Ms. Williams said the financial services industry has been more defensive than proactive in addressing consumer privacy issues, with some industry representatives arguing that consumers have not yet been harmed or motivated to complain. "The problem with this attitude," said Ms. Williams, "is that in many instances, individuals may not realize — and have no way of forcing disclosure of — just how their personal information is being handled."
"Any company that ignores, or fails to understand, the tinderbox of public sentiment waiting to ignite on privacy, acts at its peril," she added.
Ms. Williams said Congress has taken an increased interest in privacy issues, although it still remains to be seen whether some type of enhanced privacy protections will be included in the pending financial modernization legislation.
"But it is evident that the marketplace has already begun to recognize the significance of distinctions in privacy protections afforded customers," she said. "There is evidence that — when information is available — market forces will take privacy issues into account."
Ms. Williams cited Supreme Court Justice Louis Brandeis' description of privacy "as the right to be left alone," and his observation that privacy was the right most valued by a free people.
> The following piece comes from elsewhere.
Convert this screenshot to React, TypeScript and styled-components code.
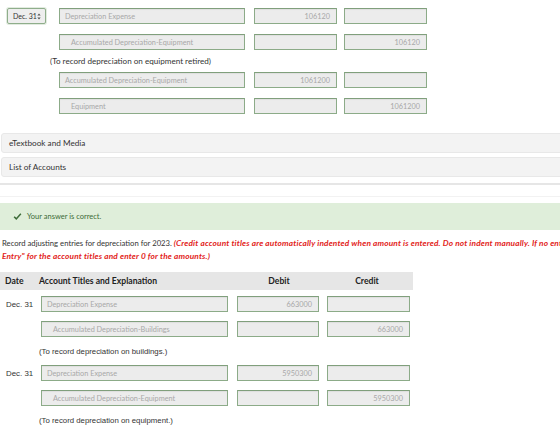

"Privacy as an individual right implies that to some degree personal and private information about an individual is the property of that individual," she continued. "That also implies that when a customer gives that property to another for one express purpose, he or she is not implicitly giving it for whatever other purposes the recipient may want to use it."
"My suggestion is to think of personal information from your customers' perspective, as something they feel belongs to them," she said.